**What you need to do:** Quote every line as written. Omit pictures.

**Given data:**

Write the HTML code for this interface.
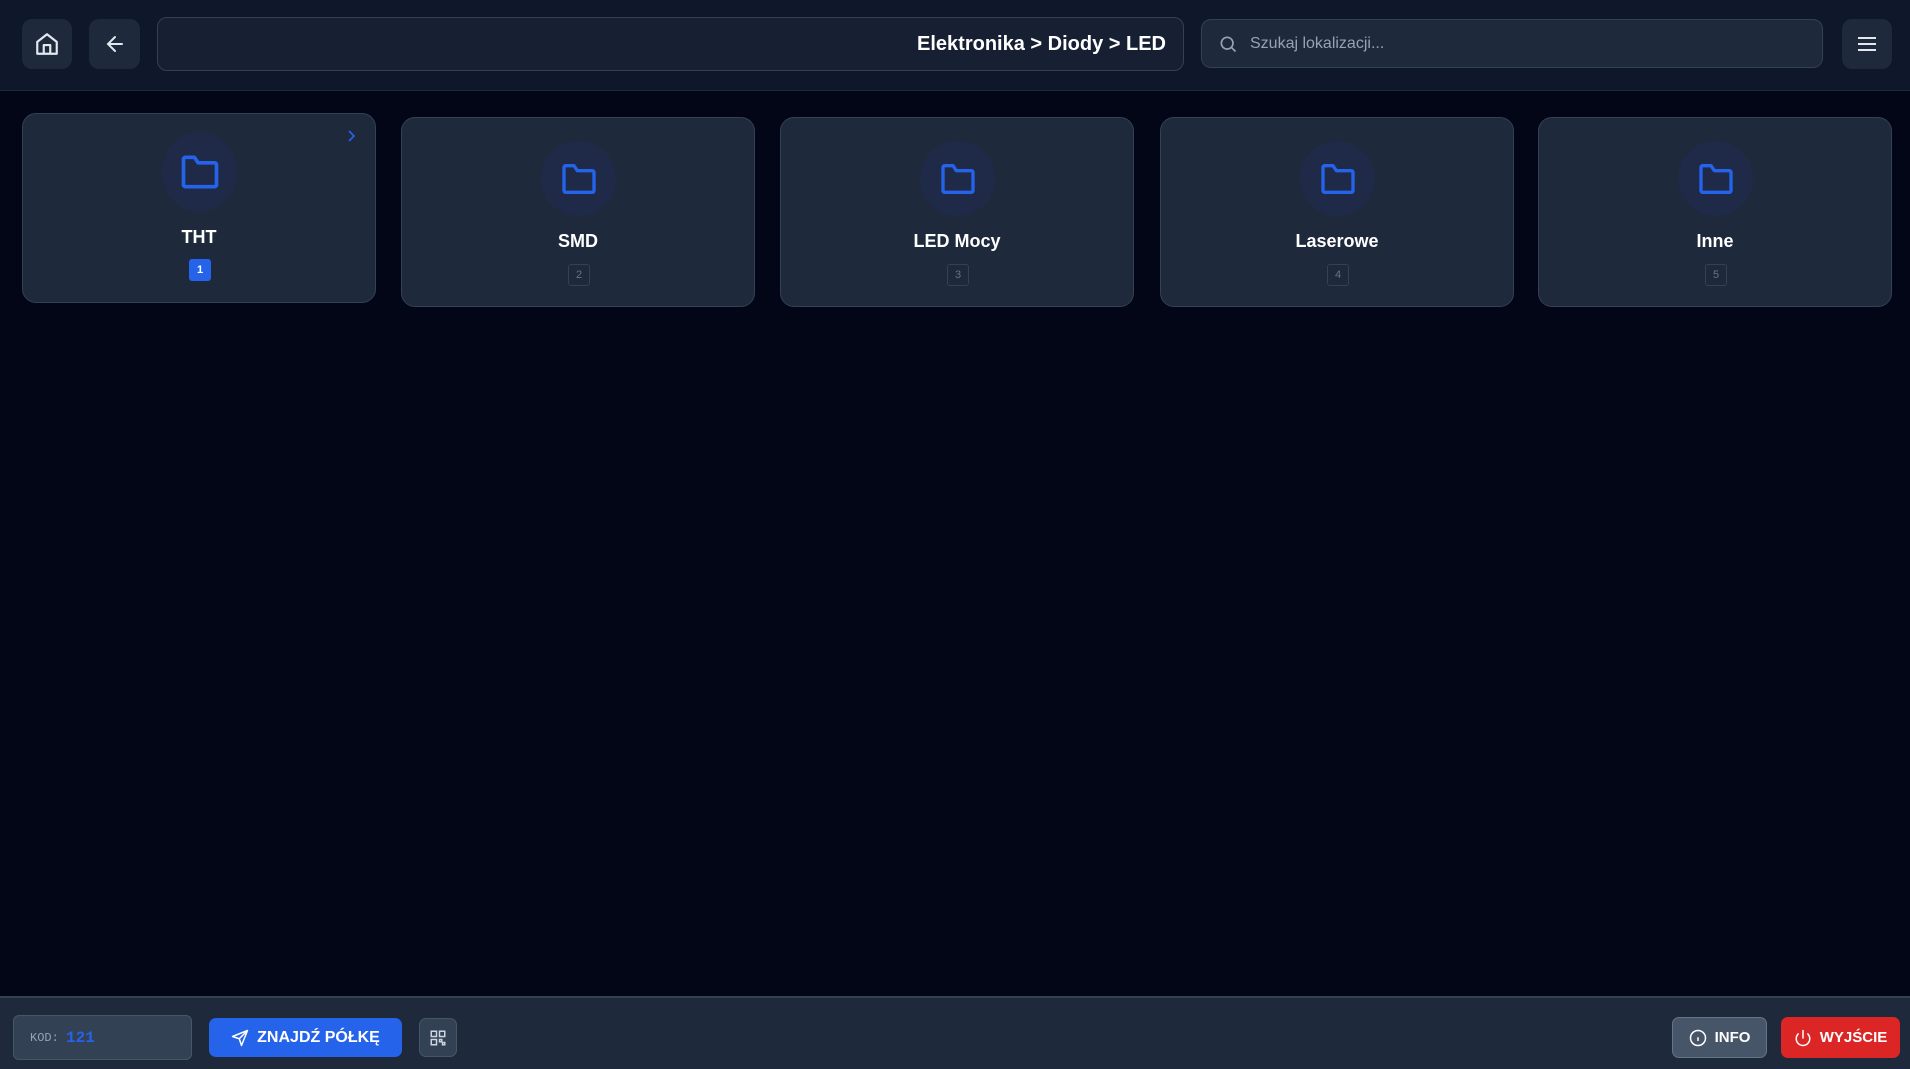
<!DOCTYPE html>
<html><head><meta charset="utf-8"><style>
*{box-sizing:border-box;margin:0;padding:0}
body{width:1910px;height:1069px;background:#020617;font-family:"Liberation Sans",sans-serif;color:#fff;position:relative;overflow:hidden}
.hdr{position:absolute;left:0;top:0;width:1910px;height:91px;background:#0f172a;border-bottom:1px solid #1e293b}
.ib{position:absolute;background:#1e293b;border-radius:10px;display:flex;align-items:center;justify-content:center}
.bc{position:absolute;left:157px;top:17px;width:1027px;height:54px;background:#172033;border:1px solid #334155;border-radius:10px;display:flex;align-items:center;justify-content:flex-end;padding-right:17px;font-weight:bold;font-size:20px}
.srch{position:absolute;left:1201px;top:19px;width:622px;height:49px;background:#1e293b;border:1px solid #334155;border-radius:10px;display:flex;align-items:center;padding-left:48px;font-size:16px;color:#94a3b8}
.card{position:absolute;width:354px;height:190px;background:#1e293b;border:1px solid #334155;border-radius:14px}
.circ{position:absolute;left:139px;top:23px;width:75px;height:75px;border-radius:50%;background:#1e2a47;display:flex;align-items:center;justify-content:center}
.lbl{position:absolute;left:0;width:100%;top:113px;text-align:center;font-weight:bold;font-size:18px}
.bdg{position:absolute;left:166px;top:146px;width:22px;height:22px;border:1px solid #334155;border-radius:3px;font-size:11px;color:#64748b;display:flex;align-items:center;justify-content:center}
.ftr{position:absolute;left:0;top:996px;width:1910px;height:73px;background:#1e293b;border-top:2px solid #334155}
.btn{position:absolute;border-radius:7px;display:flex;align-items:center;justify-content:center;font-weight:bold;font-size:16px;gap:8px}
</style></head><body>
<div class="hdr">
 <div class="ib" style="left:22px;top:19px;width:50px;height:50px"><svg width="26" height="26" viewBox="0 0 24 24" fill="none" stroke="#e2e8f0" stroke-width="2" stroke-linejoin="round"><path d="M3 10l9-7 9 7v11H3z"/><path d="M9 21v-8h6v8"/></svg></div>
 <div class="ib" style="left:89px;top:19px;width:51px;height:50px"><svg width="24" height="24" viewBox="0 0 24 24" fill="none" stroke="#e2e8f0" stroke-width="2" stroke-linecap="round"><path d="M19 12H5M12 5l-7 7 7 7"/></svg></div>
 <div class="bc">Elektronika &gt; Diody &gt; LED</div>
 <div class="srch"><svg style="position:absolute;left:16px;top:14px" width="20" height="20" viewBox="0 0 24 24" fill="none" stroke="#94a3b8" stroke-width="2"><circle cx="11" cy="11" r="7"/><path d="M16 16l5 5"/></svg>Szukaj lokalizacji...</div>
 <div class="ib" style="left:1842px;top:19px;width:50px;height:50px"><svg width="24" height="24" viewBox="0 0 24 24" stroke="#e2e8f0" stroke-width="2"><path d="M3 6h18M3 12h18M3 18h18"/></svg></div>
</div>

<div class="card" style="left:22px;top:113px"><svg style="position:absolute;right:17px;top:14px" width="14" height="16" viewBox="0 0 14 16" fill="none" stroke="#2563eb" stroke-width="1.6"><path d="M5 3l5 5-5 5"/></svg><div class="circ" style="top:18px;height:80px"><svg width="44" height="44" viewBox="0 0 24 24" fill="none" stroke="#2563eb" stroke-width="2" stroke-linejoin="round"><path d="M3 5a1 1 0 0 1 1-1h5l2 3h9a1 1 0 0 1 1 1v11a1 1 0 0 1-1 1H4a1 1 0 0 1-1-1z"/></svg></div><div class="lbl" style="top:113px">THT</div><div class="bdg" style="background:#2563eb;border-color:#2563eb;color:#fff;font-weight:bold;top:145px">1</div></div>
<div class="card" style="left:401px;top:117px"><div class="circ"><svg width="40" height="40" viewBox="0 0 24 24" fill="none" stroke="#2563eb" stroke-width="2" stroke-linejoin="round"><path d="M3 5a1 1 0 0 1 1-1h5l2 3h9a1 1 0 0 1 1 1v11a1 1 0 0 1-1 1H4a1 1 0 0 1-1-1z"/></svg></div><div class="lbl">SMD</div><div class="bdg">2</div></div>
<div class="card" style="left:780px;top:117px"><div class="circ"><svg width="40" height="40" viewBox="0 0 24 24" fill="none" stroke="#2563eb" stroke-width="2" stroke-linejoin="round"><path d="M3 5a1 1 0 0 1 1-1h5l2 3h9a1 1 0 0 1 1 1v11a1 1 0 0 1-1 1H4a1 1 0 0 1-1-1z"/></svg></div><div class="lbl">LED Mocy</div><div class="bdg">3</div></div>
<div class="card" style="left:1160px;top:117px"><div class="circ"><svg width="40" height="40" viewBox="0 0 24 24" fill="none" stroke="#2563eb" stroke-width="2" stroke-linejoin="round"><path d="M3 5a1 1 0 0 1 1-1h5l2 3h9a1 1 0 0 1 1 1v11a1 1 0 0 1-1 1H4a1 1 0 0 1-1-1z"/></svg></div><div class="lbl">Laserowe</div><div class="bdg">4</div></div>
<div class="card" style="left:1538px;top:117px"><div class="circ"><svg width="40" height="40" viewBox="0 0 24 24" fill="none" stroke="#2563eb" stroke-width="2" stroke-linejoin="round"><path d="M3 5a1 1 0 0 1 1-1h5l2 3h9a1 1 0 0 1 1 1v11a1 1 0 0 1-1 1H4a1 1 0 0 1-1-1z"/></svg></div><div class="lbl">Inne</div><div class="bdg">5</div></div>

<div class="ftr">
 <div style="position:absolute;left:13px;top:17px;width:179px;height:45px;background:#334155;border:1px solid #475569;border-radius:6px;display:flex;align-items:center;padding-left:16px;font-family:'Liberation Mono',monospace;font-size:12px;color:#94a3b8">KOD:&nbsp;<span style="color:#2563eb;font-size:16px;font-weight:bold">121</span></div>
 <div class="btn" style="left:209px;top:20px;width:193px;height:39px;background:#2563eb"><svg width="18" height="18" viewBox="0 0 24 24" fill="none" stroke="#fff" stroke-width="2" stroke-linejoin="round"><path d="M22 2L2 10l9 3 3 9z"/><path d="M22 2L11 13"/></svg>ZNAJDŹ PÓŁKĘ</div>
 <div class="btn" style="left:419px;top:20px;width:38px;height:39px;background:#334155;border:1px solid #475569"><svg width="18" height="18" viewBox="0 0 24 24" fill="none" stroke="#cbd5e1" stroke-width="2"><rect x="3" y="3" width="7" height="7"/><rect x="14" y="3" width="7" height="7"/><rect x="3" y="14" width="7" height="7"/><path d="M14 14h3v3h-3zM18 18h3v3h-3z"/></svg></div>
 <div class="btn" style="left:1672px;top:19px;width:95px;height:41px;background:#475569;border:1px solid #64748b;font-size:15px"><svg width="18" height="18" viewBox="0 0 24 24" fill="none" stroke="#fff" stroke-width="2"><circle cx="12" cy="12" r="10"/><path d="M12 16v-5M12 8h.01"/></svg>INFO</div>
 <div class="btn" style="left:1781px;top:19px;width:119px;height:41px;background:#dc2626;font-size:15px"><svg width="18" height="18" viewBox="0 0 24 24" fill="none" stroke="#fff" stroke-width="2" stroke-linecap="round"><path d="M12 2v10"/><path d="M18.4 6.6a9 9 0 1 1-12.8 0"/></svg>WYJŚCIE</div>
</div>
</body></html>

**Finished answer:**
Write the HTML code for this interface.
<!DOCTYPE html>
<html><head><meta charset="utf-8"><style>
*{box-sizing:border-box;margin:0;padding:0}
body{width:1910px;height:1069px;background:#020617;font-family:"Liberation Sans",sans-serif;color:#fff;position:relative;overflow:hidden}
.hdr{position:absolute;left:0;top:0;width:1910px;height:91px;background:#0f172a;border-bottom:1px solid #1e293b}
.ib{position:absolute;background:#1e293b;border-radius:10px;display:flex;align-items:center;justify-content:center}
.bc{position:absolute;left:157px;top:17px;width:1027px;height:54px;background:#172033;border:1px solid #334155;border-radius:10px;display:flex;align-items:center;justify-content:flex-end;padding-right:17px;font-weight:bold;font-size:20px}
.srch{position:absolute;left:1201px;top:19px;width:622px;height:49px;background:#1e293b;border:1px solid #334155;border-radius:10px;display:flex;align-items:center;padding-left:48px;font-size:16px;color:#94a3b8}
.card{position:absolute;width:354px;height:190px;background:#1e293b;border:1px solid #334155;border-radius:14px}
.circ{position:absolute;left:139px;top:23px;width:75px;height:75px;border-radius:50%;background:#1e2a47;display:flex;align-items:center;justify-content:center}
.lbl{position:absolute;left:0;width:100%;top:113px;text-align:center;font-weight:bold;font-size:18px}
.bdg{position:absolute;left:166px;top:146px;width:22px;height:22px;border:1px solid #334155;border-radius:3px;font-size:11px;color:#64748b;display:flex;align-items:center;justify-content:center}
.ftr{position:absolute;left:0;top:996px;width:1910px;height:73px;background:#1e293b;border-top:2px solid #334155}
.btn{position:absolute;border-radius:7px;display:flex;align-items:center;justify-content:center;font-weight:bold;font-size:16px;gap:8px}
</style></head><body>
<div class="hdr">
 <div class="ib" style="left:22px;top:19px;width:50px;height:50px"><svg width="26" height="26" viewBox="0 0 24 24" fill="none" stroke="#e2e8f0" stroke-width="2" stroke-linejoin="round"><path d="M3 10l9-7 9 7v11H3z"/><path d="M9 21v-8h6v8"/></svg></div>
 <div class="ib" style="left:89px;top:19px;width:51px;height:50px"><svg width="24" height="24" viewBox="0 0 24 24" fill="none" stroke="#e2e8f0" stroke-width="2" stroke-linecap="round"><path d="M19 12H5M12 5l-7 7 7 7"/></svg></div>
 <div class="bc">Elektronika &gt; Diody &gt; LED</div>
 <div class="srch"><svg style="position:absolute;left:16px;top:14px" width="20" height="20" viewBox="0 0 24 24" fill="none" stroke="#94a3b8" stroke-width="2"><circle cx="11" cy="11" r="7"/><path d="M16 16l5 5"/></svg>Szukaj lokalizacji...</div>
 <div class="ib" style="left:1842px;top:19px;width:50px;height:50px"><svg width="24" height="24" viewBox="0 0 24 24" stroke="#e2e8f0" stroke-width="2"><path d="M3 6h18M3 12h18M3 18h18"/></svg></div>
</div>

<div class="card" style="left:22px;top:113px"><svg style="position:absolute;right:17px;top:14px" width="14" height="16" viewBox="0 0 14 16" fill="none" stroke="#2563eb" stroke-width="1.6"><path d="M5 3l5 5-5 5"/></svg><div class="circ" style="top:18px;height:80px"><svg width="44" height="44" viewBox="0 0 24 24" fill="none" stroke="#2563eb" stroke-width="2" stroke-linejoin="round"><path d="M3 5a1 1 0 0 1 1-1h5l2 3h9a1 1 0 0 1 1 1v11a1 1 0 0 1-1 1H4a1 1 0 0 1-1-1z"/></svg></div><div class="lbl" style="top:113px">THT</div><div class="bdg" style="background:#2563eb;border-color:#2563eb;color:#fff;font-weight:bold;top:145px">1</div></div>
<div class="card" style="left:401px;top:117px"><div class="circ"><svg width="40" height="40" viewBox="0 0 24 24" fill="none" stroke="#2563eb" stroke-width="2" stroke-linejoin="round"><path d="M3 5a1 1 0 0 1 1-1h5l2 3h9a1 1 0 0 1 1 1v11a1 1 0 0 1-1 1H4a1 1 0 0 1-1-1z"/></svg></div><div class="lbl">SMD</div><div class="bdg">2</div></div>
<div class="card" style="left:780px;top:117px"><div class="circ"><svg width="40" height="40" viewBox="0 0 24 24" fill="none" stroke="#2563eb" stroke-width="2" stroke-linejoin="round"><path d="M3 5a1 1 0 0 1 1-1h5l2 3h9a1 1 0 0 1 1 1v11a1 1 0 0 1-1 1H4a1 1 0 0 1-1-1z"/></svg></div><div class="lbl">LED Mocy</div><div class="bdg">3</div></div>
<div class="card" style="left:1160px;top:117px"><div class="circ"><svg width="40" height="40" viewBox="0 0 24 24" fill="none" stroke="#2563eb" stroke-width="2" stroke-linejoin="round"><path d="M3 5a1 1 0 0 1 1-1h5l2 3h9a1 1 0 0 1 1 1v11a1 1 0 0 1-1 1H4a1 1 0 0 1-1-1z"/></svg></div><div class="lbl">Laserowe</div><div class="bdg">4</div></div>
<div class="card" style="left:1538px;top:117px"><div class="circ"><svg width="40" height="40" viewBox="0 0 24 24" fill="none" stroke="#2563eb" stroke-width="2" stroke-linejoin="round"><path d="M3 5a1 1 0 0 1 1-1h5l2 3h9a1 1 0 0 1 1 1v11a1 1 0 0 1-1 1H4a1 1 0 0 1-1-1z"/></svg></div><div class="lbl">Inne</div><div class="bdg">5</div></div>

<div class="ftr">
 <div style="position:absolute;left:13px;top:17px;width:179px;height:45px;background:#334155;border:1px solid #475569;border-radius:6px;display:flex;align-items:center;padding-left:16px;font-family:'Liberation Mono',monospace;font-size:12px;color:#94a3b8">KOD:&nbsp;<span style="color:#2563eb;font-size:16px;font-weight:bold">121</span></div>
 <div class="btn" style="left:209px;top:20px;width:193px;height:39px;background:#2563eb"><svg width="18" height="18" viewBox="0 0 24 24" fill="none" stroke="#fff" stroke-width="2" stroke-linejoin="round"><path d="M22 2L2 10l9 3 3 9z"/><path d="M22 2L11 13"/></svg>ZNAJDŹ PÓŁKĘ</div>
 <div class="btn" style="left:419px;top:20px;width:38px;height:39px;background:#334155;border:1px solid #475569"><svg width="18" height="18" viewBox="0 0 24 24" fill="none" stroke="#cbd5e1" stroke-width="2"><rect x="3" y="3" width="7" height="7"/><rect x="14" y="3" width="7" height="7"/><rect x="3" y="14" width="7" height="7"/><path d="M14 14h3v3h-3zM18 18h3v3h-3z"/></svg></div>
 <div class="btn" style="left:1672px;top:19px;width:95px;height:41px;background:#475569;border:1px solid #64748b;font-size:15px"><svg width="18" height="18" viewBox="0 0 24 24" fill="none" stroke="#fff" stroke-width="2"><circle cx="12" cy="12" r="10"/><path d="M12 16v-5M12 8h.01"/></svg>INFO</div>
 <div class="btn" style="left:1781px;top:19px;width:119px;height:41px;background:#dc2626;font-size:15px"><svg width="18" height="18" viewBox="0 0 24 24" fill="none" stroke="#fff" stroke-width="2" stroke-linecap="round"><path d="M12 2v10"/><path d="M18.4 6.6a9 9 0 1 1-12.8 0"/></svg>WYJŚCIE</div>
</div>
</body></html>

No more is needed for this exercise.